Thing is, I work for a company that builds stuff, and that quite well, I’m told. I say “I’m told” because I haven’t the first clue about engineering. In fact, it’s pretty much the exact opposite of what I’ve spent the last decade doing, nor is it a field for which I have the mind, patience, or calling. I’m a political theorist, a student of philosophy, which is as precise as I can be while avoiding pronouncing myself a generalist, driven by anything I find right, just, and concerned with betterment in our brief time. On that note, I’m reminded of the opening pages of Gadamer’s Truth and Method, in which the philosopher is concerned with the concept of Bildung, or, as he quotes Herder, the “rising up to humanity through culture”. Regarding this cultivation of one’s humanity, “that by which and through which one is formed becomes completely one’s own. To some extent, everything that is received is absorbed, but in Bildung what is absorbed is not like a means that has lost its function. Rather, in acquired Bildung nothing disappears, but everything is preserved.”

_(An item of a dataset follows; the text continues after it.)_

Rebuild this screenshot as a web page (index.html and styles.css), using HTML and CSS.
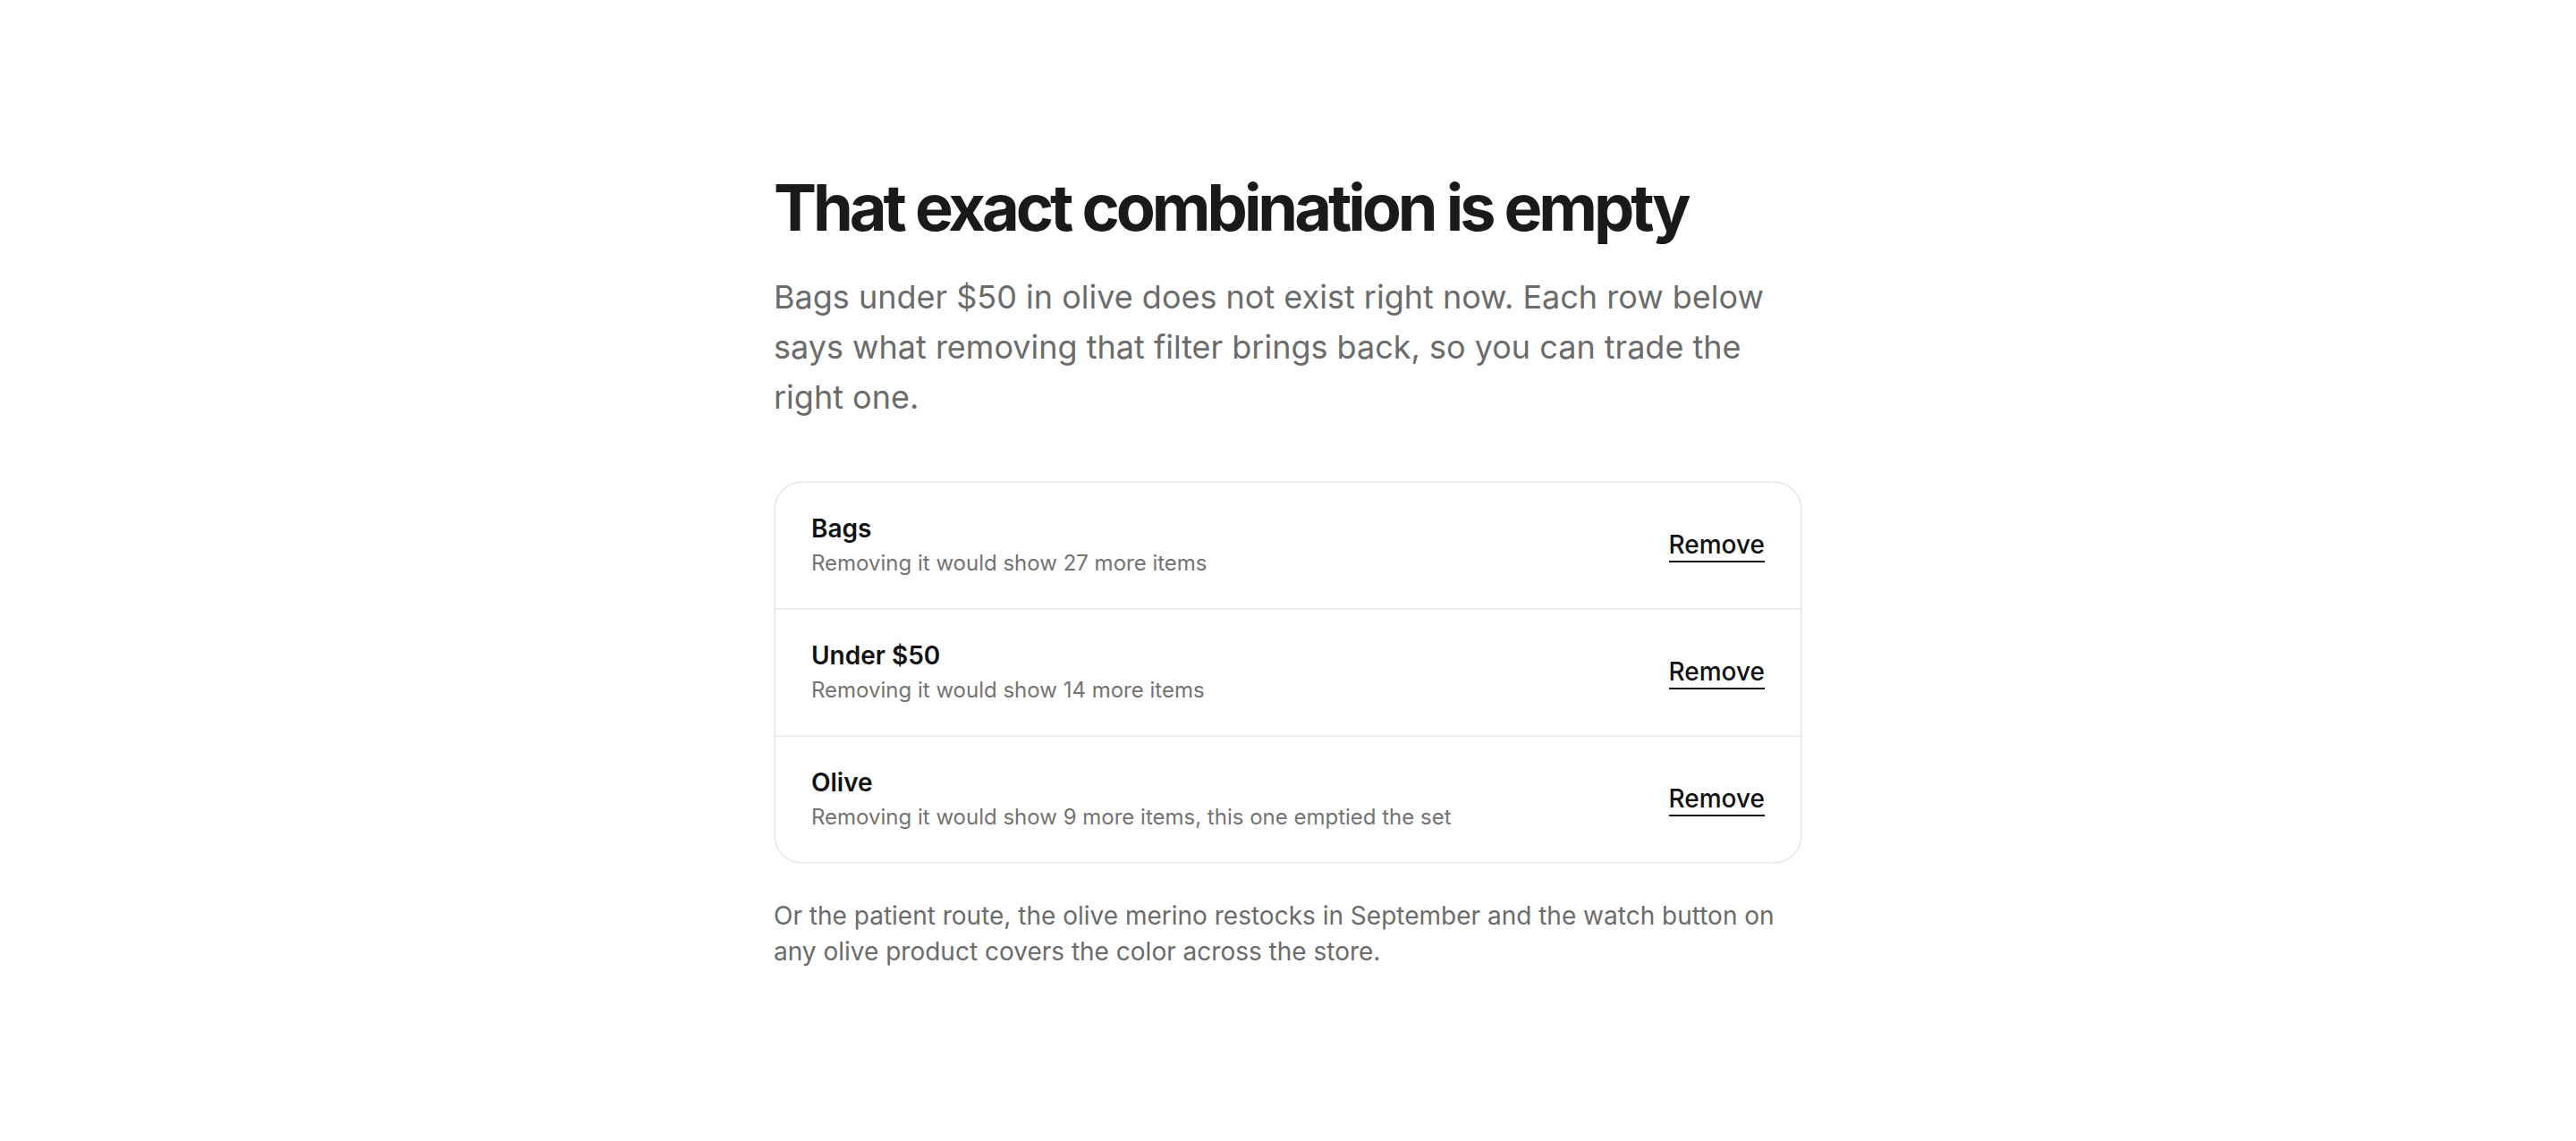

I toil over ideas. I cannot take lightly Lakatos’ arguments on science; I cringe in admiration at the dexterity of Marx; I marvel at the Greeks. What I’m capable of building may be fleeting or may endure — yet it will have as its end what ought to be. If ideas can shape the spaces amongst people, and differences can be bridged by that which is held in common, then there may be something here after all.

Well then, how much does this matter? The answer with which I’ve been able to subdue my doubts: Ideas matter precisely as much as they are made to.